One problem is, what else could the Bajorans do? The Federation wasn't going to help them, and the Cardassians weren't just going to go away and stop doing horrible things to them. But I think the big difference in whether Kira could be called a terrorist or freedom fighter was in whether Bajor was forcibly colonized or did they agree to become part of the Cardassian Union.
Well, it is a nicely done video. Given the lighting, lack of NPCs and funky camera angles, is it done on the Foundry? Or using demorecord?
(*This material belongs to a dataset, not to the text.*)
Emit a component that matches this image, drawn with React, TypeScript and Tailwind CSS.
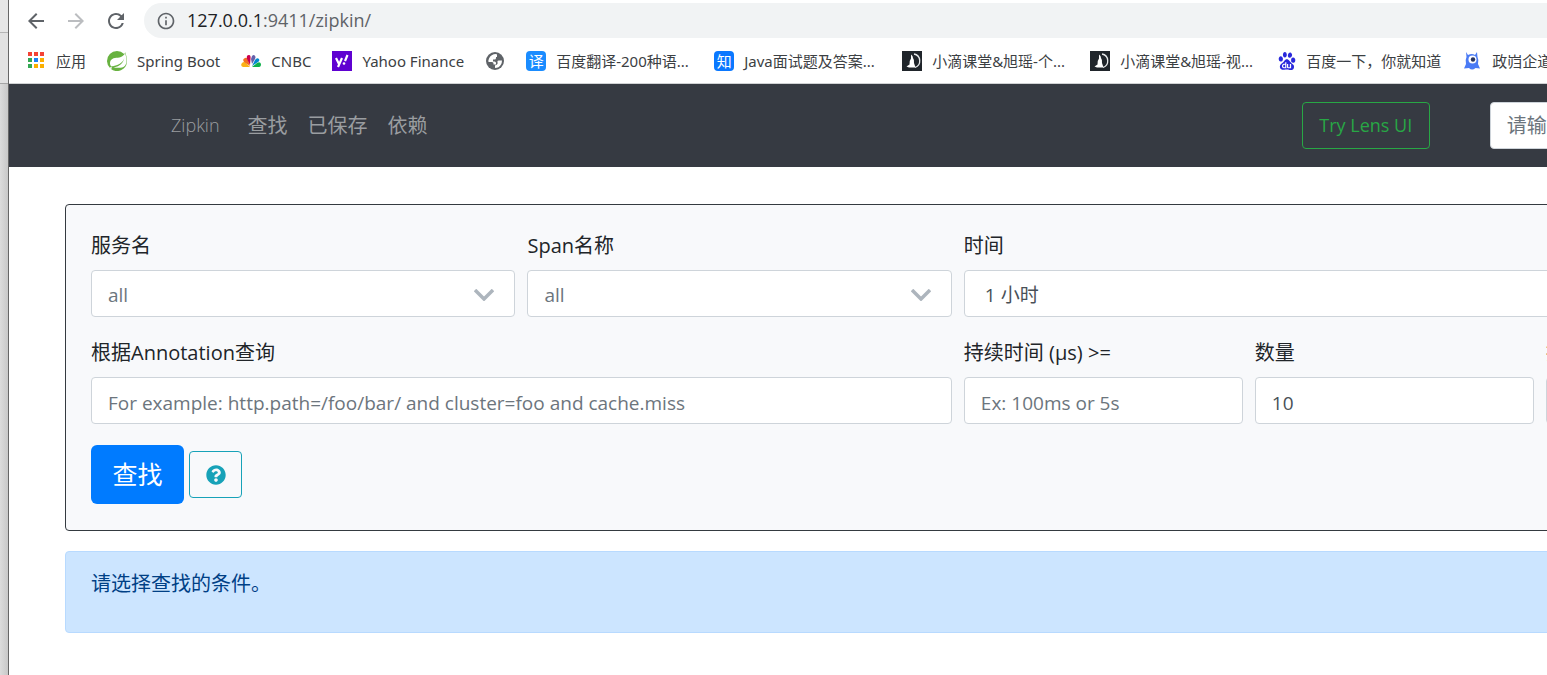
import type { ReactNode } from "react";
import { FaQuestionCircle } from "react-icons/fa";
import {
  MdArrowBack,
  MdArrowForward,
  MdInfoOutline,
  MdRefresh,
} from "react-icons/md";
import { SiBaidu, SiSpring } from "react-icons/si";

interface Bookmark {
  title: string;
  icon: ReactNode;
  label?: string;
}

const appColors = [
  "fill-[#f44336]",
  "fill-[#f44336]",
  "fill-[#f44336]",
  "fill-[#34a853]",
  "fill-[#1a82f7]",
  "fill-[#fbaf00]",
  "fill-[#34a853]",
  "fill-[#fbaf00]",
  "fill-[#fbaf00]",
];

function AppsIcon() {
  return (
    <svg viewBox="0 0 20 20" className="size-5">
      {appColors.map((color, i) => (
        <rect
          key={i}
          x={2 + (i % 3) * 6}
          y={1 + Math.floor(i / 3) * 6}
          width="4"
          height="4"
          className={color}
        />
      ))}
    </svg>
  );
}

function PeacockIcon() {
  return (
    <svg viewBox="0 0 20 20" className="size-5">
      <path d="M9 16H2Q-1 15 1 12Q3 10 5 12Z" fill="#fbb216" />
      <path d="M9 15 3 11Q1 8 4 7Q6 6 7 9Z" fill="#f37021" />
      <path d="M9 14 6 8Q5 4 8 4Q10 4 9.500 8Z" fill="#cc004c" />
      <path d="M11 13 10 8 11 5Q13 3 14 5Q15 6 14 8Z" fill="#6460aa" />
      <path d="M11 15 14 9Q16 6 18 8Q19 10 17 11Z" fill="#0089d0" />
      <path d="M11 16 16 12Q19 10 20 13Q20 16 18 16Z" fill="#0db14b" />
    </svg>
  );
}

function YahooIcon() {
  return (
    <svg viewBox="0 0 20 20" className="size-5">
      <rect width="20" height="20" fill="#5f01d1" />
      <path
        d="M4 7l3 6M10 7l-4 9M15.500 4l-2.500 6"
        fill="none"
        stroke="#fff"
        strokeWidth="2.200"
      />
      <circle cx="12" cy="12.500" r="1.300" fill="#fff" />
    </svg>
  );
}

function GlobeIcon() {
  return (
    <svg viewBox="0 0 20 20" className="size-5">
      <circle cx="10" cy="10" r="9" fill="#5f6368" />
      <path
        d="M11 3Q6 3 4 7.500Q3 9.500 3.500 11H7Q8.500 11 8.500 12.500V13.500H11V12Q11 10.500 9.500 10.500H8V8.500H9.500Q11 8.500 11 7V6H12V3.500Z"
        fill="#fff"
      />
      <path
        d="M17 9.500H13.500Q12 9.500 12.500 11Q13 12.500 12 13.500Q11 14 10 14.500V17Q14 17 16 13.500Q17 11.500 17 9.500Z"
        fill="#fff"
      />
    </svg>
  );
}

function MoonIcon() {
  return (
    <svg viewBox="0 0 20 20" className="size-5">
      <rect width="20" height="20" fill="#20252b" />
      <path
        d="M12 3a7 7 0 0 1 1 13.500"
        fill="none"
        stroke="#e8eaec"
        strokeWidth="1.300"
      />
      <path
        d="M9 3.500Q11 4.500 11 7Q12.500 9 12 12L13.500 16.500H7L4.500 15.500 7.500 13.500Q7 10 9 7.500Z"
        fill="#fff"
      />
    </svg>
  );
}

function MonsterIcon() {
  return (
    <svg viewBox="0 0 20 20" className="size-5">
      <path
        d="M4 1 6 4Q10 2 13 4L15 1 15.500 6Q17 9 16 13L18 17.500 13.500 17Q10 20 7 17L2 17.500 4 13Q3 9 4.500 6Z"
        fill="#4a7bf5"
      />
      <circle cx="10.500" cy="8.500" r="4" fill="#fff" />
      <circle cx="11" cy="8.500" r="2.200" fill="#27325c" />
    </svg>
  );
}

const bookmarks: Bookmark[] = [
  { title: "应用", icon: <AppsIcon /> },
  { title: "Spring Boot", icon: <SiSpring className="size-5 text-[#68b240]" /> },
  { title: "CNBC", icon: <PeacockIcon /> },
  { title: "Yahoo Finance", icon: <YahooIcon /> },
  { title: "", label: "未命名书签", icon: <GlobeIcon /> },
  {
    title: "百度翻译-200种语...",
    icon: (
      <span className="flex size-5 items-center justify-center rounded-sm bg-[#1a8cff] text-[15px] text-white">
        译
      </span>
    ),
  },
  {
    title: "Java面试题及答案...",
    icon: (
      <span className="flex size-5 items-center justify-center rounded-sm bg-[#0a78ff] text-[15px] text-white">
        知
      </span>
    ),
  },
  { title: "小滴课堂&旭瑶-个...", icon: <MoonIcon /> },
  { title: "小滴课堂&旭瑶-视...", icon: <MoonIcon /> },
  {
    title: "百度一下，你就知道",
    icon: <SiBaidu className="size-[18px] text-[#2a29dc]" />,
  },
  { title: "政岿企道", icon: <MonsterIcon /> },
];

const navLinks = ["查找", "已保存", "依赖"];

const controlClass =
  "block h-[47px] w-full appearance-none rounded border border-[#ced4da] bg-white pt-1 text-[19px] placeholder:text-[#6c757d] placeholder:opacity-100";

function Field({
  id,
  label,
  className,
  children,
}: {
  id: string;
  label: string;
  className: string;
  children: ReactNode;
}) {
  return (
    <div className={className}>
      <label htmlFor={id} className="mb-2 block h-8 whitespace-nowrap text-[20px] leading-8">
        {label}
      </label>
      {children}
    </div>
  );
}

function SearchSelect({ id }: { id: string }) {
  return (
    <div className="relative">
      <select id={id} className={`${controlClass} px-4 text-[#6c757d]`}>
        <option>all</option>
      </select>
      <svg
        viewBox="0 0 20 12"
        className="pointer-events-none absolute top-[19px] right-[21px] h-3 w-5"
      >
        <path d="M1 1l9 9 9-9" fill="none" stroke="#adb5bd" strokeWidth="3.500" />
      </svg>
    </div>
  );
}

function BrowserBar() {
  return (
    <header className="border-b border-[#d0d2d4] bg-white">
      <div className="flex h-[41px] items-center pl-[15px] text-[#5f6368]">
        <button aria-label="后退" className="mr-4">
          <MdArrowBack className="size-6" />
        </button>
        <button aria-label="前进" className="mr-4 text-[#bbbdc0]">
          <MdArrowForward className="size-6" />
        </button>
        <button aria-label="刷新" className="mr-4">
          <MdRefresh className="size-6" />
        </button>
        <div className="flex h-[35px] flex-1 items-center rounded-l-full bg-[#f1f3f4] pl-3">
          <MdInfoOutline className="mr-[11px] size-5" />
          <p className="text-[18px]">
            <span className="text-[#202124]">127.0.0.1</span>:9411/zipkin/
          </p>
        </div>
      </div>
      <nav className="flex h-[42px] items-center gap-[21px] overflow-hidden pb-0.5 pl-[17px] font-['Noto_Sans','Noto_Sans_CJK_SC',sans-serif] text-[15px] text-[#3c4043]">
        {bookmarks.map((bookmark) => (
          <a
            key={bookmark.title}
            href="#"
            aria-label={bookmark.label}
            className="flex shrink-0 items-center gap-2.5 whitespace-nowrap"
          >
            {bookmark.icon}
            {bookmark.title && (
              <span className={bookmark.title.endsWith("...") ? "min-w-[137px]" : ""}>
                {bookmark.title}
              </span>
            )}
          </a>
        ))}
      </nav>
    </header>
  );
}

function Navbar() {
  return (
    <nav className="flex h-[83px] items-center bg-[#363a42] pr-[163px] pl-[162px] text-[20px] text-[#9a9da0]">
      <a href="#" className="mr-7 text-[18px] font-light">
        Zipkin
      </a>
      <div className="flex gap-5">
        {navLinks.map((link) => (
          <a key={link} href="#">
            {link}
          </a>
        ))}
      </div>
      <button className="mr-15 ml-auto h-[47px] w-32 rounded border border-[#28a745] text-[18px] text-[#28a745]">
        Try Lens UI
      </button>
      <input
        type="text"
        aria-label="Trace ID"
        placeholder="请输入trace id"
        className="h-[47px] w-62 rounded border border-[#ced4da] bg-white px-4 placeholder:text-[#6c757d]"
      />
    </nav>
  );
}

function SearchForm() {
  return (
    <form className="rounded border border-[#343a40] bg-[#f8f9fb] px-[25px] pt-[25px] pb-[26px]">
      <div className="grid grid-cols-12 gap-x-3 gap-y-5">
        <Field id="service" label="服务名" className="col-span-3">
          <SearchSelect id="service" />
        </Field>
        <Field id="span" label="Span名称" className="col-span-3">
          <SearchSelect id="span" />
        </Field>
        <Field id="lookback" label="时间" className="col-span-6">
          <select id="lookback" className={`${controlClass} px-5 text-[#495057]`}>
            <option>1 小时</option>
          </select>
        </Field>
        <Field id="annotation" label="根据Annotation查询" className="col-span-6">
          <input
            id="annotation"
            type="text"
            placeholder="For example: http.path=/foo/bar/ and cluster=foo and cache.miss"
            className={`${controlClass} px-4 text-[#495057]`}
          />
        </Field>
        <Field id="duration" label="持续时间 (μs) >=" className="col-span-2">
          <input
            id="duration"
            type="text"
            placeholder="Ex: 100ms or 5s"
            className={`${controlClass} px-4 text-[#495057]`}
          />
        </Field>
        <Field id="limit" label="数量" className="col-span-2">
          <input
            id="limit"
            type="text"
            defaultValue="10"
            className={`${controlClass} px-4 text-[#495057]`}
          />
        </Field>
        <Field id="sort" label="排序" className="col-span-2">
          <select id="sort" className={`${controlClass} px-4 text-[#495057]`}>
            <option>耗时降序</option>
          </select>
        </Field>
      </div>
      <div className="mt-[21px] flex items-center gap-[5px]">
        <button
          type="button"
          className="h-[59px] w-[93px] rounded-md bg-[#007bff] text-[25px] text-white"
        >
          查找
        </button>
        <button
          type="button"
          aria-label="帮助"
          className="flex h-[47px] w-[53px] items-center justify-center rounded border border-[#17a2b8] text-[#17a2b8]"
        >
          <FaQuestionCircle className="size-5" />
        </button>
      </div>
    </form>
  );
}

export default function App() {
  return (
    <div className="flex min-h-screen bg-white font-['Open_Sans','Noto_Sans_CJK_SC',sans-serif] text-[#212529]">
      {/* Edge of the window behind */}
      <div className="flex w-[9px] shrink-0 flex-col border-r border-[#666666] bg-linear-to-r from-[#dcdcdc] to-[#c8c8c8]">
        <div className="h-[33px] border-b border-[#b5b5b5] bg-[#e6e6e6]" />
        <div className="h-[51px] border-b border-[#a5a5a5] bg-[#e2e2e2]" />
      </div>

      <div className="min-w-0 flex-1 overflow-hidden">
        <BrowserBar />
        {/* The page is wider than the window and runs off its right edge */}
        <div className="w-[123%]">
          <Navbar />
          <main className="flex flex-col gap-5 pt-[37px] pr-[50px] pb-10 pl-14">
            <SearchForm />
            <div className="h-[82px] rounded border border-[#b8daff] bg-[#cce5ff] px-[25px] py-4 text-[20px] leading-8 text-[#004085]">
              请选择查找的条件。
            </div>
          </main>
        </div>
      </div>
    </div>
  );
}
We know very little, but "Emissary" suggests that the Cardassians originally moved into Bajor under the pretext of friendship. Source: So we might infer from that there was at least some kind of mutual bond in the beginning, maybe even a treaty and as you suggest Bajor gaining membership of the union under the pretext of the Cardassians providing some kind of benign aid, before eventually the Cardassians true nature was finally outed, they declared martial law, and the Bajorians realized they'd been used. I still think a terrorist, whatever the ultimate purity of their motives, can only be judged on their actions. Killing civilians would be a line being crossed IMO, and I would suggest that there's definite evidence that Kira and her comrades were a party to exactly that kind of 'retribution'.